The Pennsylvania Conference for Women is a non-profit, non-partisan, one-day professional and personal development event for women that features speakers sharing inspirational stories and leading seminars on the issues such as health, personal finance, executive leadership, small business and entrepreneurship, work/life balance, branding and social media marketing. The Conference offers opportunities for business networking, professional development, and personal growth. It attracts about 7,000 attendees.

History 
The first annual Pennsylvania Conference for Women was held in 2004 in Pittsburgh. Former Governor Edward G. Rendell, in conjunction with the Pennsylvania Commission on Women, officially hosted the event. The conference has featured keynote speakers including Madeleine Albright, former U.S. Secretary of State; Sandra Day O’Connor, Justice of the U.S. Supreme Court; Indra Nooyi, Chairman and CEO of PepsiCo; and Doris Kearns Goodwin, presidential historian and best-selling author.

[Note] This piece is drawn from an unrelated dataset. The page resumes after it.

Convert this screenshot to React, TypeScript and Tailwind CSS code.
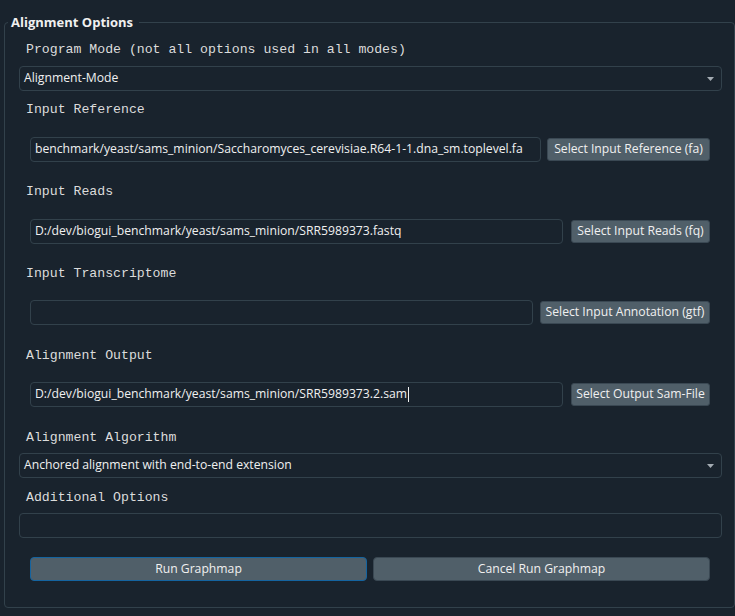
import React from 'react';

const sans = "font-['Open_Sans',sans-serif] text-[12.2px] text-[#f0f0f0]";

const FieldLabel: React.FC<{ text: string; className?: string }> = ({ text, className }) => (
    <div
        className={`h-4 pl-[7px] font-['Liberation_Mono',monospace] text-[13.2px] leading-[19px] text-[#dcdcdc] whitespace-pre ${className ?? ''}`}
    >
        {text}
    </div>
);

const Combo: React.FC<{ value: string; className?: string }> = ({ value, className }) => (
    <div
        className={`flex h-[25px] items-center justify-between rounded-[4px] border border-[#32414b] pl-[4px] pr-[7px] ${sans} ${className ?? ''}`}
    >
        <span>{value}</span>
        <svg width="7" height="4" viewBox="0 0 7 4">
            <path d="M0 0H7L3.5 4Z" fill="#a4acb3" />
        </svg>
    </div>
);

const TextBox: React.FC<{ value?: string; cursor?: boolean; className?: string }> = ({ value, cursor, className }) => (
    <div
        className={`flex h-[25px] items-center overflow-hidden whitespace-nowrap rounded-[4px] border border-[#32414b] px-[4px] ${sans} ${className ?? ''}`}
    >
        <span>{value}</span>
        {cursor && <span className="ml-px inline-block h-[15px] w-px bg-[#f0f0f0]" />}
    </div>
);

const PathRow: React.FC<{ value: string; button: string; buttonWidth: string; gap: string; cursor?: boolean; className?: string }> = ({
    value,
    button,
    buttonWidth,
    gap,
    cursor,
    className,
}) => (
    <div className={`flex items-center pl-[11px] pr-[12px] ${gap} ${className ?? ''}`}>
        <TextBox value={value} cursor={cursor} className="min-w-0 flex-1" />
        <button
            className={`flex h-[23px] shrink-0 items-center justify-center rounded-[3px] border border-[#3a4853] bg-[#505f69] ${sans} ${buttonWidth}`}
        >
            {button}
        </button>
    </div>
);

export default function App() {
    return (
        <div className="h-[616px] w-[735px] overflow-hidden bg-[#19232d] pt-[14px] pl-[4px]">
            <fieldset className="w-[731px] rounded-[4px] border border-[#32414b]">
                <legend className="ml-[3px] pl-[3px] pr-[6px] font-['Open_Sans',sans-serif] text-[13px] leading-4 font-bold text-[#f0f0f0]">
                    Alignment Options
                </legend>

                <div className="flex flex-col pt-[10px] pb-[26px] pl-[14px] pr-[12px]">
                    <FieldLabel text="Program Mode (not all options used in all modes)" />
                    <Combo value="Alignment-Mode" className="mt-[10px]" />

                    <FieldLabel text="Input Reference" className="mt-[9px]" />
                    <PathRow
                        value="benchmark/yeast/sams_minion/Saccharomyces_cerevisiae.R64-1-1.dna_sm.toplevel.fa"
                        button="Select Input Reference (fa)"
                        buttonWidth="w-[163px]"
                        gap="gap-[6px]"
                        className="mt-[21px]"
                    />

                    <FieldLabel text="Input Reads" className="mt-[20px]" />
                    <PathRow
                        value="D:/dev/biogui_benchmark/yeast/sams_minion/SRR5989373.fastq"
                        button="Select Input Reads (fq)"
                        buttonWidth="w-[139px]"
                        gap="gap-[8px]"
                        className="mt-[21px]"
                    />

                    <FieldLabel text="Input Transcriptome" className="mt-[20px]" />
                    <PathRow
                        value=""
                        button="Select Input Annotation (gtf)"
                        buttonWidth="w-[170px]"
                        gap="gap-[7px]"
                        className="mt-[20px]"
                    />

                    <FieldLabel text="Alignment Output" className="mt-[21px]" />
                    <PathRow
                        value="D:/dev/biogui_benchmark/yeast/sams_minion/SRR5989373.2.sam"
                        button="Select Output Sam-File"
                        buttonWidth="w-[139px]"
                        gap="gap-[8px]"
                        cursor
                        className="mt-[20px]"
                    />

                    <FieldLabel text="Alignment Algorithm" className="mt-[21px]" />
                    <Combo value="Anchored alignment with end-to-end extension" className="mt-[9px]" />

                    <FieldLabel text="Additional Options" className="mt-[10px]" />
                    <TextBox className="mt-[9px]" />

                    <div className="mt-[19px] flex gap-[6px] pl-[11px] pr-[12px]">
                        <button className={`h-[24px] flex-1 rounded-[4px] border border-[#1464a0] bg-[#505f69] ${sans}`}>
                            Run Graphmap
                        </button>
                        <button className={`h-[24px] flex-1 rounded-[4px] border border-[#3a4853] bg-[#505f69] ${sans}`}>
                            Cancel Run Graphmap
                        </button>
                    </div>
                </div>
            </fieldset>
        </div>
    );
}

The Pennsylvania Conference for Women launched its Scholarship Program in 2005 in an effort to expand the Conference goal of fostering an educated workforce. More than 40 Pennsylvania colleges and universities commit to this program each year. Currently, four-year institutions dedicate $2,500 in scholarship funds for four years. For two-year colleges, $750 is awarded for two years. The statewide program has provided more than $2M in scholarships to Pennsylvania women of all ages.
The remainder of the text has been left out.